-- Work to be completed --
Sift the material for lines containing "that", and return them.

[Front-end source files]

┄┄┄┄┄┄┄┄┄┄

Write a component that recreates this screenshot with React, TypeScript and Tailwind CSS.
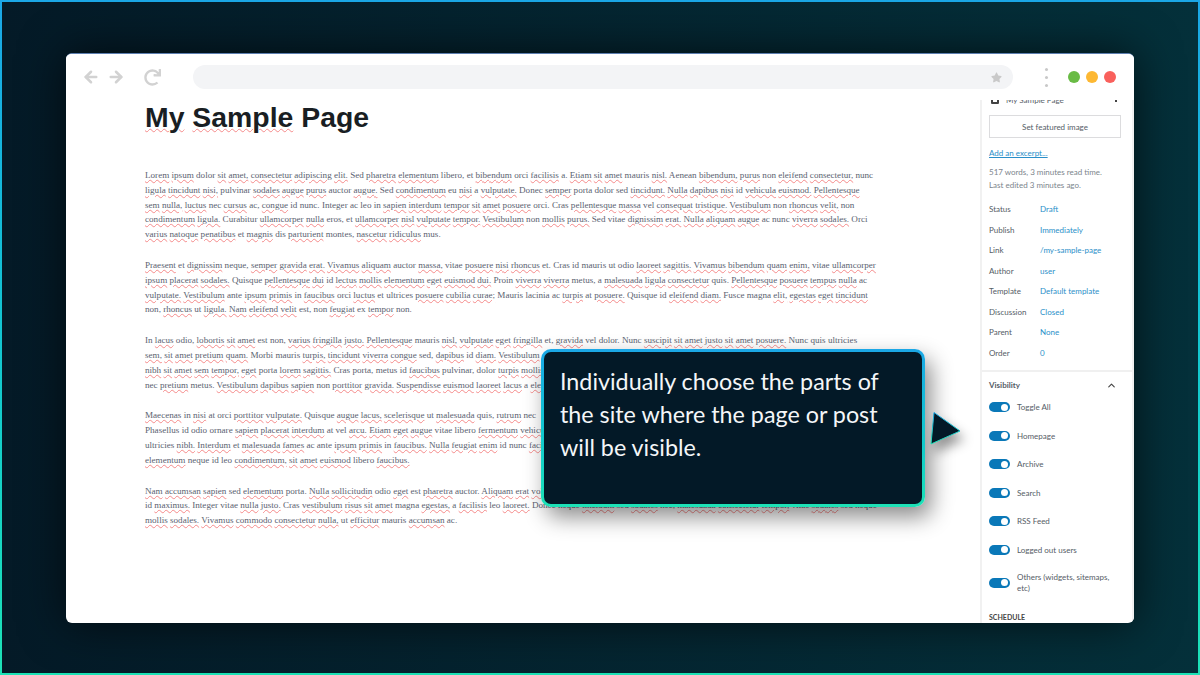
import { ArrowLeft, ArrowRight, ChevronUp } from "lucide-react";
import { FaRedo, FaStar } from "react-icons/fa";

// words the spell checker of the editor accepts; the rest get a red wave
const knownWords = new Set(
  "dolor sed libero et a in id non ac ante at ut est nec eu nunc integer leo odio mus magna neque vitae quis ex auctor porta pulvinar ultrices mauris lacinia cras morbi quisque fusce donec aenean phasellus curabitur eros ornare proin dis montes vel page ultricies metus orci".split(" ")
);

const paragraphs: string[][] = [
  [
    "Lorem ipsum dolor sit amet, consectetur adipiscing elit. Sed pharetra elementum libero, et bibendum orci facilisis a. Etiam sit amet mauris nisl. Aenean bibendum, purus non eleifend consectetur, nunc",
    "ligula tincidunt nisi, pulvinar sodales augue purus auctor augue. Sed condimentum eu nisi a vulputate. Donec semper porta dolor sed tincidunt. Nulla dapibus nisi id vehicula euismod. Pellentesque",
    "sem nulla, luctus nec cursus ac, congue id nunc. Integer ac leo in sapien interdum tempor sit amet posuere orci. Cras pellentesque massa vel consequat tristique. Vestibulum non rhoncus velit, non",
    "condimentum ligula. Curabitur ullamcorper nulla eros, et ullamcorper nisl vulputate tempor. Vestibulum non mollis purus. Sed vitae dignissim erat. Nulla aliquam augue ac nunc viverra sodales. Orci",
    "varius natoque penatibus et magnis dis parturient montes, nascetur ridiculus mus.",
  ],
  [
    "Praesent et dignissim neque, semper gravida erat. Vivamus aliquam auctor massa, vitae posuere nisi rhoncus et. Cras id mauris ut odio laoreet sagittis. Vivamus bibendum quam enim, vitae ullamcorper",
    "ipsum placerat sodales. Quisque pellentesque dui id lectus mollis elementum eget euismod dui. Proin viverra viverra metus, a malesuada ligula consectetur quis. Pellentesque posuere tempus nulla ac",
    "vulputate. Vestibulum ante ipsum primis in faucibus orci luctus et ultrices posuere cubilia curae; Mauris lacinia ac turpis at posuere. Quisque id eleifend diam. Fusce magna elit, egestas eget tincidunt",
    "non, rhoncus ut ligula. Nam eleifend velit est, non feugiat ex tempor non.",
  ],
  [
    "In lacus odio, lobortis sit amet est non, varius fringilla justo. Pellentesque mauris nisl, vulputate eget fringilla et, gravida vel dolor. Nunc suscipit sit amet justo sit amet posuere. Nunc quis ultricies",
    "sem, sit amet pretium quam. Morbi mauris turpis, tincidunt viverra congue sed, dapibus id diam. Vestibulum",
    "nibh sit amet sem tempor, eget porta lorem sagittis. Cras porta, metus id faucibus pulvinar, dolor turpis mollis",
    "nec pretium metus. Vestibulum dapibus sapien non porttitor gravida. Suspendisse euismod laoreet lacus a elementum.",
  ],
  [
    "Maecenas in nisi at orci porttitor vulputate. Quisque augue lacus, scelerisque ut malesuada quis, rutrum nec",
    "Phasellus id odio ornare sapien placerat interdum at vel arcu. Etiam eget augue vitae libero fermentum vehicula",
    "ultricies nibh. Interdum et malesuada fames ac ante ipsum primis in faucibus. Nulla feugiat enim id nunc facilisis",
    "elementum neque id leo condimentum, sit amet euismod libero faucibus.",
  ],
  [
    "Nam accumsan sapien sed elementum porta. Nulla sollicitudin odio eget est pharetra auctor. Aliquam erat volutpat.",
    "id maximus. Integer vitae nulla justo. Cras vestibulum risus sit amet magna egestas, a facilisis leo laoreet. Donec neque tincidunt sed sodales nec, malesuada consectetur tempor, vitae sodales sed neque",
    "mollis sodales. Vivamus commodo consectetur nulla, ut efficitur mauris accumsan ac.",
  ],
];

const meta = [
  ["Status", "Draft"],
  ["Publish", "Immediately"],
  ["Link", "/my-sample-page"],
  ["Author", "user"],
  ["Template", "Default template"],
  ["Discussion", "Closed"],
  ["Parent", "None"],
  ["Order", "0"],
];

const toggles = ["Toggle All", "Homepage", "Archive", "Search", "RSS Feed", "Logged out users"];

function Spelled({ text }: { text: string }) {
  return (
    <>
      {text.split(" ").map((word, index) => {
        const bare = word.replace(/[^a-zA-Z]/g, "").toLowerCase();
        return (
          <span key={index}>
            {index > 0 ? " " : ""}
            <span className={knownWords.has(bare) ? "" : "underline decoration-wavy decoration-[#f58a8a] decoration-1 underline-offset-1"}>
              {word}
            </span>
          </span>
        );
      })}
    </>
  );
}

function Toggle() {
  return (
    <span className="flex h-[10px] w-[21px] shrink-0 items-center justify-end rounded-full bg-[#0a78b8] pr-[2px]">
      <span className="h-[7px] w-[7px] rounded-full bg-white" />
    </span>
  );
}

function Sidebar() {
  return (
    <aside className="flex h-[523px] w-[154px] shrink-0 flex-col overflow-hidden border-x-2 border-x-[#f1f1f1] font-['Lato',sans-serif] text-[8px] text-[#555d66] *:shrink-0">
      <div className="-mt-[7px] flex h-[14px] items-center justify-between pl-[9px] pr-[15px]">
        <span className="h-[8px] w-[8px] rounded-[1px] border-2 border-[#444]" />
        <span className="ml-[7px] flex-1">My Sample Page</span>
        <span className="h-[3px] w-[2px] bg-[#444]" />
      </div>
      <button
        type="button"
        className="mx-[7px] mt-[8px] h-[23px] w-[132px] border border-[#dcdcde] text-center text-[#555d66]"
      >
        Set featured image
      </button>
      <a className="ml-[7px] mt-[9px] text-[#2a8fc9] underline">Add an excerpt...</a>
      <p className="ml-[7px] mt-[7px] leading-[13px] text-[#7c858c]">
        517 words, 3 minutes read time.
        <br />
        Last edited 3 minutes ago.
      </p>
      <dl className="ml-[7px] mt-[7px] flex flex-col">
        {meta.map(([label, value]) => (
          <div key={label} className="flex h-[20.5px] items-center">
            <dt className="w-[51px]">{label}</dt>
            <dd className="text-[#2a8fc9]">{value}</dd>
          </div>
        ))}
      </dl>
      <div className="mt-[7px] border-t-2 border-[#f0f0f0] pl-[7px] pr-[15px] pt-[6px]">
        <div className="flex h-[14px] items-center justify-between font-bold">
          <span>Visibility</span>
          <ChevronUp size={11} strokeWidth={2.5} className="text-[#444]" />
        </div>
        <div className="mt-[10px] flex flex-col gap-[18.6px]">
          {toggles.map((label) => (
            <div key={label} className="flex h-[10px] items-center gap-[7px]">
              <Toggle />
              <span>{label}</span>
            </div>
          ))}
          <div className="-mt-[2px] flex items-center gap-[7px] leading-[11px]">
            <Toggle />
            <span>
              Others (widgets, sitemaps,
              <br />
              etc)
            </span>
          </div>
        </div>
        <p className="mt-[18px] text-[7px] font-bold uppercase text-[#444]">Schedule</p>
      </div>
    </aside>
  );
}

export default function App() {
  return (
    <div className="h-[675px] w-[1200px] overflow-hidden bg-gradient-to-b from-[#1ba7e6] to-[#1de2b6] p-[2px]">
      <div className="relative flex h-full w-full items-start bg-gradient-to-r from-[#041a27] to-[#04303a] pl-[64px] pt-[51px]">
        <div className="relative h-[570px] w-[1068px] overflow-hidden rounded-[6px] border-t border-t-[#5d7fb0] bg-white shadow-[0_0_45px_rgba(0,0,0,0.65)]">
          <header className="relative z-10 flex h-[46px] items-center bg-white">
            <div className="ml-[16px] flex items-center text-[#d2d2d2]">
              <ArrowLeft size={18} strokeWidth={3.4} />
              <ArrowRight size={18} strokeWidth={3.4} className="ml-[7px]" />
              <FaRedo size={17} className="ml-[19px]" />
            </div>
            <div className="ml-[32px] flex h-[24px] w-[820px] items-center justify-end rounded-full bg-[#f3f4f6] pr-[11px]">
              <FaStar size={11} className="text-[#c9c9c9]" />
            </div>
            <div className="ml-[32px] flex flex-col gap-[5px]">
              <span className="h-[3px] w-[3px] rounded-full bg-[#c8c8c8]" />
              <span className="h-[3px] w-[3px] rounded-full bg-[#c8c8c8]" />
              <span className="h-[3px] w-[3px] rounded-full bg-[#c8c8c8]" />
            </div>
            <div className="ml-[20px] flex gap-[6px]">
              <span className="h-[12px] w-[12px] rounded-full bg-[#69bb45]" />
              <span className="h-[12px] w-[12px] rounded-full bg-[#fdb833]" />
              <span className="h-[12px] w-[12px] rounded-full bg-[#f9605c]" />
            </div>
          </header>
          <div className="flex">
            <main className="min-w-0 flex-1 overflow-hidden pl-[79px]">
              <h1 className="-mt-[1px] font-['Liberation_Sans',sans-serif] text-[28.4px] font-bold leading-[36px] text-[#191e23]">
                <Spelled text="My Sample Page" />
              </h1>
              <div className="mt-[33px] flex flex-col gap-[16px] font-['Liberation_Serif',serif] text-[9.11px] leading-[14.8px] text-[#5a6270]">
                {paragraphs.map((lines, index) => (
                  <div key={index}>
                    {lines.map((line) => (
                      <p key={line} className="whitespace-nowrap">
                        <Spelled text={line} />
                      </p>
                    ))}
                  </div>
                ))}
              </div>
            </main>
            <Sidebar />
          </div>
        </div>

        <div className="absolute left-[539px] top-[347px] h-[158px] w-[384px] rounded-[10px] bg-gradient-to-b from-[#1ba7e6] to-[#1de2b6] p-[3px] shadow-[6px_10px_22px_rgba(0,0,0,0.45)]">
          <div className="h-full w-full rounded-[7px] bg-[#031927] pl-[16px] pt-[13px] font-['Lato',sans-serif] text-[23.3px] leading-[33px] text-[#f4f6f8]">
            Individually choose the parts of
            <br />
            the site where the page or post
            <br />
            will be visible.
          </div>
        </div>
        <svg
          className="absolute left-[926px] top-[406px] drop-shadow-[4px_8px_6px_rgba(0,0,0,0.4)]"
          width="38"
          height="42"
          viewBox="0 0 38 42"
        >
          <defs>
            <linearGradient id="arrow-edge" x1="0" y1="0" x2="0" y2="1">
              <stop offset="0" stopColor="#1ba7e6" />
              <stop offset="1" stopColor="#1de2b6" />
            </linearGradient>
          </defs>
          <path d="M6 4.5 32 23 3 36Z" fill="#031927" stroke="url(#arrow-edge)" strokeWidth="1" />
        </svg>
      </div>
    </div>
  );
}
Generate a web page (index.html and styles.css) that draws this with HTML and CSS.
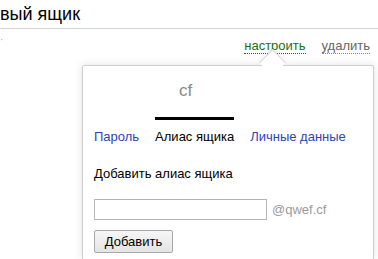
FILE: index.html
```html
<!DOCTYPE html>
<html lang="ru">
<head>
<meta charset="utf-8">
<link rel="stylesheet" href="styles.css">
</head>
<body>
<div class="page">
  <header class="head">
    <h1 class="title">вый ящик</h1>
  </header>
  <div class="row">
    <span class="mark">·</span>
    <nav class="actions">
      <a class="act act-set">настроить</a>
      <a class="act act-del">удалить</a>
    </nav>
  </div>
  <section class="popup">
    <div class="logo">cf</div>
    <div class="tabs">
      <a class="tab">Пароль</a>
      <a class="tab tab-on">Алиас ящика</a>
      <a class="tab">Личные данные</a>
    </div>
    <p class="label">Добавить алиас ящика</p>
    <div class="field">
      <input class="input" type="text">
      <span class="domain">@qwef.cf</span>
    </div>
    <button class="btn" type="button">Добавить</button>
  </section>
</div>
</body>
</html>
```

FILE: styles.css
```css
html, body {
  margin: 0;
  padding: 0;
  background: #fff;
  overflow: hidden;
}
body {
  font-family: Arial, "Liberation Sans", sans-serif;
  width: 378px;
  height: 259px;
}
.page {
  display: flex;
  flex-direction: column;
}
.head {
  height: 28px;
  border-bottom: 1px solid #d4d4d4;
}
.title {
  margin: 0;
  padding: 3px 0 0 0;
  font-size: 18px;
  font-weight: normal;
  line-height: 22px;
  color: #000;
}
.row {
  display: flex;
  justify-content: space-between;
  align-items: flex-start;
  height: 36px;
}
.mark {
  font-size: 10px;
  color: #aaa;
  line-height: 10px;
  margin-top: 6px;
}
.actions {
  display: flex;
  gap: 16px;
  padding: 9px 8px 0 0;
  font-size: 13px;
  line-height: 15px;
}
.act {
  text-decoration: none;
  border-bottom: 1px dotted;
}
.act-set {
  color: #1f6d17;
  border-color: #1f6d17;
}
.act-del {
  color: #666;
  border-color: #888;
}
.popup {
  position: relative;
  margin-left: 82px;
  width: 279px;
  height: 193px;
  border: 1px solid #cfcfcf;
  border-bottom: none;
  background: #fff;
  padding: 0 0 0 11px;
  box-shadow: 0 0 8px rgba(0,0,0,0.12);
  border-radius: 2px 2px 0 0;
}
.popup::before {
  content: "";
  position: absolute;
  top: -13px;
  left: 180px;
  width: 18px;
  height: 18px;
  background: #fff;
  border-left: 1px solid #d8d8d8;
  border-top: 1px solid #d8d8d8;
  transform: rotate(45deg);
  box-shadow: -3px -3px 5px rgba(0,0,0,0.05);
}
.logo {
  margin: 15px 0 0 85px;
  font-size: 17px;
  line-height: 20px;
  color: #8a8a8a;
  position: relative;
}
.tabs {
  display: flex;
  margin-top: 16px;
  font-size: 13px;
  line-height: 15px;
}
.tab {
  color: #2b45b8;
  padding-top: 9px;
  border-top: 3px solid transparent;
  margin-right: 16px;
  text-decoration: none;
}
.tab-on {
  color: #000;
  border-top-color: #000;
}
.label {
  margin: 22px 0 0 0;
  font-size: 13px;
  line-height: 15px;
  color: #000;
}
.field {
  display: flex;
  align-items: center;
  gap: 5px;
  margin-top: 18px;
}
.input {
  box-sizing: border-box;
  width: 173px;
  height: 21px;
  border: 1px solid #b4b4b4;
  margin: 0;
  padding: 0 3px;
}
.domain {
  font-size: 13px;
  color: #9a9a9a;
}
.btn {
  display: block;
  margin-top: 10px;
  box-sizing: border-box;
  width: 79px;
  height: 23px;
  font-family: Arial, "Liberation Sans", sans-serif;
  font-size: 13px;
  color: #000;
  background: linear-gradient(#f6f6f6, #e4e4e4);
  border: 1px solid #a9a9a9;
  border-radius: 2px;
  padding: 0;
}
```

┄┄┄┄┄┄┄┄┄┄

-- In response --
Write a component that recreates this screenshot with React, TypeScript and Tailwind CSS.
Generate a web page (index.html and styles.css) that draws this with HTML and CSS.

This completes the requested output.